Not just another book on Everest
It is perfect that Everest: Reflections on the Solu Khumbu should come out this year, the centenary of Edmund Hillary’s birth. The book is a tribute to the contribution made by one of the first two people to climb Mt Everest to the Sherpa people who live in the sacred valleys below the world’s highest mountain.
The large-format photo book has stunning images of the Solu Khumbu, by photographer and travel writer Sujoy Das, and chapters by Lisa Choegyal, who has lived and worked in Nepal since 1974, is New Zealand’s honorary consul to Nepal, and writes a fortnightly column in this paper.
Both have a deep connection to the Sherpa people, and an admiration bordering on reverence of the mountains that they live amongst. Das has been visiting the Khumbu since 1978, trekking, writing and photographing. The book shows why he keeps coming back: the photographs reflect his mastery of the camera and a Tagorean ability to capture the beauty of nature in words and pictures.
The portraits of mountains and people are simultaneously stark and sublime, their rugged beauty etched by the light of the Khumbu sky. Das peers beyond the usual touristy postcard images of the Khumbu to reveal faces and forests, rivers and ridges in strikingly memorable imagery.
Afraid of being grounded in Lukla by weather last year, he decided to walk down to Phaplu as the monsoon broke over the Himalaya. The photographs of the less-travelled trail with mule trains, school children and porters carrying enormous loads of corrugated sheets along shiny rain-soaked stone paths take us back to a pre-tourism Solu Khumbu.
Das’ photography is as lyrical as his writing: ‘Waves of mist funnelled up the valley, abruptly blanketing out the entire trail. The rain was as fine as spray can be, so soft and delicate it was hardly there. The trees were ghost-like apparitions, and round a bend an unexpected mule caravan materialised out of dense fog, revealed only by tinkling bells.’
Lisa Choegyal retraces the life and times of the unassuming Edmund Hillary after Everest made him a celebrity — how he transformed a potato field in Lukla into an airfield in 1964, ‘short-circuiting’ trekking and transforming the region.

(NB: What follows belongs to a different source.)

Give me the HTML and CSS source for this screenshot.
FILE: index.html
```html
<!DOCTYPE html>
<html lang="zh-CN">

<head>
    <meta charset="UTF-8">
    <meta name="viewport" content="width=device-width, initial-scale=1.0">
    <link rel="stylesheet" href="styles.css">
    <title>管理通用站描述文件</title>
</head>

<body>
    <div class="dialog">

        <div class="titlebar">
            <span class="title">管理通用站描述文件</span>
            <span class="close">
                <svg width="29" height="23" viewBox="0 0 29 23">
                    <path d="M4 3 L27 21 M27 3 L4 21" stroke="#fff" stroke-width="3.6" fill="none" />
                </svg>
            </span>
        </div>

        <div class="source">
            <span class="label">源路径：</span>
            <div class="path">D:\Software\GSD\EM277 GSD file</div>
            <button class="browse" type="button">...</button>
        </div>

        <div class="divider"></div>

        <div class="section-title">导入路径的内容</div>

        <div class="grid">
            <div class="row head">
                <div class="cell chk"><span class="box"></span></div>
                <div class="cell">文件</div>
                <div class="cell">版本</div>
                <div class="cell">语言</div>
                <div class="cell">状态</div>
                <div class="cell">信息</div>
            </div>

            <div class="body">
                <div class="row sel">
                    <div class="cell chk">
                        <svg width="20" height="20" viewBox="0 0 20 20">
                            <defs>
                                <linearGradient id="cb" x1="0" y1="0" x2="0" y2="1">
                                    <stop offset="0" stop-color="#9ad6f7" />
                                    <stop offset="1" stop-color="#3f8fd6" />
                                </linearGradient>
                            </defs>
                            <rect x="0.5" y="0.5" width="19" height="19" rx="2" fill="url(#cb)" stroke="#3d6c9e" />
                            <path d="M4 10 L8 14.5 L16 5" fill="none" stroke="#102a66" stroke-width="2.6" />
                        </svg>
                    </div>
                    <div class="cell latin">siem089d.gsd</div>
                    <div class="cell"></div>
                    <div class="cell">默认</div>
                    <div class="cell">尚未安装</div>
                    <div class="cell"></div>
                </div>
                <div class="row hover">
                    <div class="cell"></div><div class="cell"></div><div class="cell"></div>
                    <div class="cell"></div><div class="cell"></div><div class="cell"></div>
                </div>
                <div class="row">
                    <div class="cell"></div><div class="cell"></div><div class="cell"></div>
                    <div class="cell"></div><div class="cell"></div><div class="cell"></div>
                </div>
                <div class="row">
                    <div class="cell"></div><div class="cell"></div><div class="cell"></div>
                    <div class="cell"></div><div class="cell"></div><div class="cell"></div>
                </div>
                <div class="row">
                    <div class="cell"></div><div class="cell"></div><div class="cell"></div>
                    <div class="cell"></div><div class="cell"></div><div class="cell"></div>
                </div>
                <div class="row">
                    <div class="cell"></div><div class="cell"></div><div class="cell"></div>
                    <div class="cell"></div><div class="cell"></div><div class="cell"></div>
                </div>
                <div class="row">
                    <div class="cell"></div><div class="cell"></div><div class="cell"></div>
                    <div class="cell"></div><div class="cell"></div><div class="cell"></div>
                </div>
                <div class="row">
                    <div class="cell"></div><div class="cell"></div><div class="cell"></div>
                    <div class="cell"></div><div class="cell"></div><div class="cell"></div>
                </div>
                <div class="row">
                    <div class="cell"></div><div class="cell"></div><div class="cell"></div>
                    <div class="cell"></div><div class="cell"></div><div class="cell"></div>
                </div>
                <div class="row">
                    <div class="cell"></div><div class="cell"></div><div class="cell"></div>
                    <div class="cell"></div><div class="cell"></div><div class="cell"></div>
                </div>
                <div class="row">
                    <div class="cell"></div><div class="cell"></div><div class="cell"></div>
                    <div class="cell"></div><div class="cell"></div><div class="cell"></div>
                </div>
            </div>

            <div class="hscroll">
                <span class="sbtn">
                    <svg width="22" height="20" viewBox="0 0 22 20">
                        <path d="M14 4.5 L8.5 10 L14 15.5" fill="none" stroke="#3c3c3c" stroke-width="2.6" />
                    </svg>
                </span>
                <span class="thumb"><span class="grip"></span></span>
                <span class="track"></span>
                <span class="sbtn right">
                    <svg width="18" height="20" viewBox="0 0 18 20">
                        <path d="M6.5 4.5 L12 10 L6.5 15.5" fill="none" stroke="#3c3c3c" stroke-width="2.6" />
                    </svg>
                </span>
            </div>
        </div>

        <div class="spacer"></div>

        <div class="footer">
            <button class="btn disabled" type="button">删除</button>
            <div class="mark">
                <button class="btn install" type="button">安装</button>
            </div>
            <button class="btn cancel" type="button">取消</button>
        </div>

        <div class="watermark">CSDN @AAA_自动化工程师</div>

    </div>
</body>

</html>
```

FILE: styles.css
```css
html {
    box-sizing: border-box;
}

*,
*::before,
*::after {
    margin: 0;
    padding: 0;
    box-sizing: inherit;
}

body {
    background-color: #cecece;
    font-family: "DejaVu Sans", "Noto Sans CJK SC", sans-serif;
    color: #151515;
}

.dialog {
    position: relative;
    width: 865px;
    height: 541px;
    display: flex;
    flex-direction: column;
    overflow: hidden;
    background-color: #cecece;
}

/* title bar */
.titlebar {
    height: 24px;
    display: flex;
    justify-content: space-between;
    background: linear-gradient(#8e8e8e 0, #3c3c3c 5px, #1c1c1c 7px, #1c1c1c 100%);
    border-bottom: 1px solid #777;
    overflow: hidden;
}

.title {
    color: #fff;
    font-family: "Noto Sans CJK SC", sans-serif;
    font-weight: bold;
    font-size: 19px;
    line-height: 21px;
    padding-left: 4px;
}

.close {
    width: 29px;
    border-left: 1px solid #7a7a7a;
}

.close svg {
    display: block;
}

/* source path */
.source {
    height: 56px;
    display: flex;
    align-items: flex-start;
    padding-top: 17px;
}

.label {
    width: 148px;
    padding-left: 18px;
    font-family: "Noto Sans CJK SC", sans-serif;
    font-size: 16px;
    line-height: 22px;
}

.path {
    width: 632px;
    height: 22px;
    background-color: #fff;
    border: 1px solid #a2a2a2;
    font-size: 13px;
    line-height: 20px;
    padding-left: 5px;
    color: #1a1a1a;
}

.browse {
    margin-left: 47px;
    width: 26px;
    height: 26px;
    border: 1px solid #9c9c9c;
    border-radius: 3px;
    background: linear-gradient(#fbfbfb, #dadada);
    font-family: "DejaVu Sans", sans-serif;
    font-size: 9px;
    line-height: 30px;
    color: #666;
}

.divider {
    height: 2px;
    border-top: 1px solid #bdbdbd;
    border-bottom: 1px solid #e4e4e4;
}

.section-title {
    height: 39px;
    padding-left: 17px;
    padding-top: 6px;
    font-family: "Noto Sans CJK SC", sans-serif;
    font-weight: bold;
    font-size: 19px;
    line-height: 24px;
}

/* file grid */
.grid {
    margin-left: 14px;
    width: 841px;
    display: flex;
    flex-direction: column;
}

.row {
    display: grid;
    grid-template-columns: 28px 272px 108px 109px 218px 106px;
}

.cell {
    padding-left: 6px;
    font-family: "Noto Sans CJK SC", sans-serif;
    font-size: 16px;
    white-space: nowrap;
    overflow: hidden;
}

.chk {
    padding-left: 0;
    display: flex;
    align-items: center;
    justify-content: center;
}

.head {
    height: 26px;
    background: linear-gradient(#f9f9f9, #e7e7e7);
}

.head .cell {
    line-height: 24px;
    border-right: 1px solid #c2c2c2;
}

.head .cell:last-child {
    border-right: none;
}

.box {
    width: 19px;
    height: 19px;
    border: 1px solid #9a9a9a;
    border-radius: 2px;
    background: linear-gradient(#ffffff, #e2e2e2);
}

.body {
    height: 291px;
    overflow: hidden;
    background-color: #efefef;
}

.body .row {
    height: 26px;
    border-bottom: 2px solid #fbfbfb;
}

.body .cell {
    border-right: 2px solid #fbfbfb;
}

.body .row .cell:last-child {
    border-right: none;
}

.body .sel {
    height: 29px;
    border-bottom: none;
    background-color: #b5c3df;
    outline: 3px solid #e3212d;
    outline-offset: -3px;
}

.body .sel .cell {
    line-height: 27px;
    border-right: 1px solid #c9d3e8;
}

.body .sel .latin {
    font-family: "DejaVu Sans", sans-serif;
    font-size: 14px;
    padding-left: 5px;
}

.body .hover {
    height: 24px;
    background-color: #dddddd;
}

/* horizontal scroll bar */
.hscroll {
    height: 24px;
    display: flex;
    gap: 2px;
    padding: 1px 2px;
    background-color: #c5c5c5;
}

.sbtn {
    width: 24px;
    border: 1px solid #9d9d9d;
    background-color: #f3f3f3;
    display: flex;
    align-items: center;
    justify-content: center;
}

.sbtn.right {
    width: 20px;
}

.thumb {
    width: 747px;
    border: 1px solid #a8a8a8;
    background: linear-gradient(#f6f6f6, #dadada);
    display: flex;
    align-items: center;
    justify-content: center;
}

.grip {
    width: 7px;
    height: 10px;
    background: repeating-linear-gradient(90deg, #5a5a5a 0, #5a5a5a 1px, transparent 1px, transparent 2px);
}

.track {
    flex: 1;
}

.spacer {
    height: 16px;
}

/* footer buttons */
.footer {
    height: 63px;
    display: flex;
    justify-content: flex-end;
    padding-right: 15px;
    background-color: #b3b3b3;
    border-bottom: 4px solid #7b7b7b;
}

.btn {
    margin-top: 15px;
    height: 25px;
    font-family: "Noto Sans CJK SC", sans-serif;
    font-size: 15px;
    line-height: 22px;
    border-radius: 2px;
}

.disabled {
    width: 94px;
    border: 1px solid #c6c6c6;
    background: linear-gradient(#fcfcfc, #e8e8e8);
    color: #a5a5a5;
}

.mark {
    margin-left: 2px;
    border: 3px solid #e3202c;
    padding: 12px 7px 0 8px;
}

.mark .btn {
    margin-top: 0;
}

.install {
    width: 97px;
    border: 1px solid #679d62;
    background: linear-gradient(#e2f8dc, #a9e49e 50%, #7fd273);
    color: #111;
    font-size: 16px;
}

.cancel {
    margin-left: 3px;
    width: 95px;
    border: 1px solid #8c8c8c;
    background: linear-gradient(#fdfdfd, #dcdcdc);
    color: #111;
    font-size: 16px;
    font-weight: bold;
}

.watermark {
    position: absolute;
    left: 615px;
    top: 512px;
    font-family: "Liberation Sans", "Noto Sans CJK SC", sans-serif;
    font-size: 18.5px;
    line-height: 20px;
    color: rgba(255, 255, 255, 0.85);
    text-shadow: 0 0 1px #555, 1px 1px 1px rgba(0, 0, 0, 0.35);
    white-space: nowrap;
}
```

'The people of Solu Khumbu are cited as the best example of remote communities who have not only prospered from tourism, but have grown wealthy from it. Without sacrificing their Buddhist ethos, they have been able to harness the benefits of tourism whilst modifying the worst of its influences and defending their traditional values,’ she writes, crediting Hillary’s selective and sensible approach to ensure quality health, education and infrastructure to his beloved land.

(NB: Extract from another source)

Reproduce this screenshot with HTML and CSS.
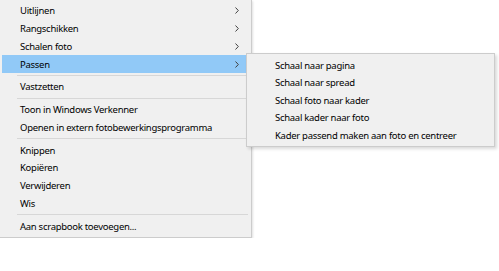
FILE: index.html
```html
<!DOCTYPE html>
<html lang="nl">
<head>
    <meta charset="UTF-8">
    <title>Contextmenu</title>
    <link rel="stylesheet" href="styles.css">
</head>
<body>
    <div class="menu">
        <div class="item">Uitlijnen <svg class="arrow" width="4" height="7" viewBox="0 0 4 7"><path d="M0.5 0.5 L3.3 3.5 L0.5 6.5" /></svg></div>
        <div class="item">Rangschikken <svg class="arrow" width="4" height="7" viewBox="0 0 4 7"><path d="M0.5 0.5 L3.3 3.5 L0.5 6.5" /></svg></div>
        <div class="item">Schalen foto <svg class="arrow" width="4" height="7" viewBox="0 0 4 7"><path d="M0.5 0.5 L3.3 3.5 L0.5 6.5" /></svg></div>
        <div class="item active">Passen <svg class="arrow" width="4" height="7" viewBox="0 0 4 7"><path d="M0.5 0.5 L3.3 3.5 L0.5 6.5" /></svg>
            <div class="submenu">
                <div class="subitem">Schaal naar pagina</div>
                <div class="subitem">Schaal naar spread</div>
                <div class="subitem">Schaal foto naar kader</div>
                <div class="subitem">Schaal kader naar foto</div>
                <div class="subitem">Kader passend maken aan foto en centreer</div>
            </div>
        </div>
        <div class="sep"></div>
        <div class="item">Vastzetten</div>
        <div class="sep"></div>
        <div class="item">Toon in Windows Verkenner</div>
        <div class="item">Openen in extern fotobewerkingsprogramma</div>
        <div class="sep"></div>
        <div class="item">Knippen</div>
        <div class="item">Kopiëren</div>
        <div class="item">Verwijderen</div>
        <div class="item">Wis</div>
        <div class="sep"></div>
        <div class="item">Aan scrapbook toevoegen...</div>
    </div>
</body>
</html>
```

FILE: styles.css
```css
body {
    margin: 0;
    background: #ffffff;
    font-family: 'Noto Sans', 'Open Sans', sans-serif;
    font-size: 9.5px;
    letter-spacing: -0.28px;
    color: #000;
}
.menu {
    width: 251px;
    background: #f0f0f0;
    border-right: 1px solid #cccccc;
    border-bottom: 1px solid #cccccc;
    padding: 2px 0 2px 0;
    box-shadow: 1px 1px 2px rgba(0,0,0,0.12);
}
.item {
    position: relative;
    display: flex;
    align-items: center;
    justify-content: space-between;
    height: 17.75px;
    margin: 0 2px;
    padding: 0 10px 0 18px;
    white-space: nowrap;
}
.item.active {
    background: #91c9f7;
}
.arrow {
    flex: none;
}
.arrow path {
    fill: none;
    stroke: #404040;
    stroke-width: 1;
}
.sep {
    height: 1px;
    margin: 2px 3px 2px 17px;
    background: #d7d7d7;
}
.submenu {
    position: absolute;
    top: -2px;
    left: 244px;
    width: 247px;
    background: #f0f0f0;
    border: 1px solid #cccccc;
    padding: 2px 0;
    box-shadow: 2px 2px 3px rgba(0,0,0,0.15);
}
.subitem {
    display: flex;
    align-items: center;
    height: 17.5px;
    padding: 0 0 0 28px;
    white-space: nowrap;
}
```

The Sherpas are no strangers to change, tragedy and disasters, but a strong sense of community has provided a robust coping mechanism. They adapted an agrarian, pastoral lifestyle seamlessly into tourism. When trading routes to Tibet closed in the 1950s, they made the mountain-guide profession synonymous with their surname. And when India and China went to war in the 1960s, Sherpas switched from mountaineering to trekking. Namche today has a per capita income five times Nepal’s national average.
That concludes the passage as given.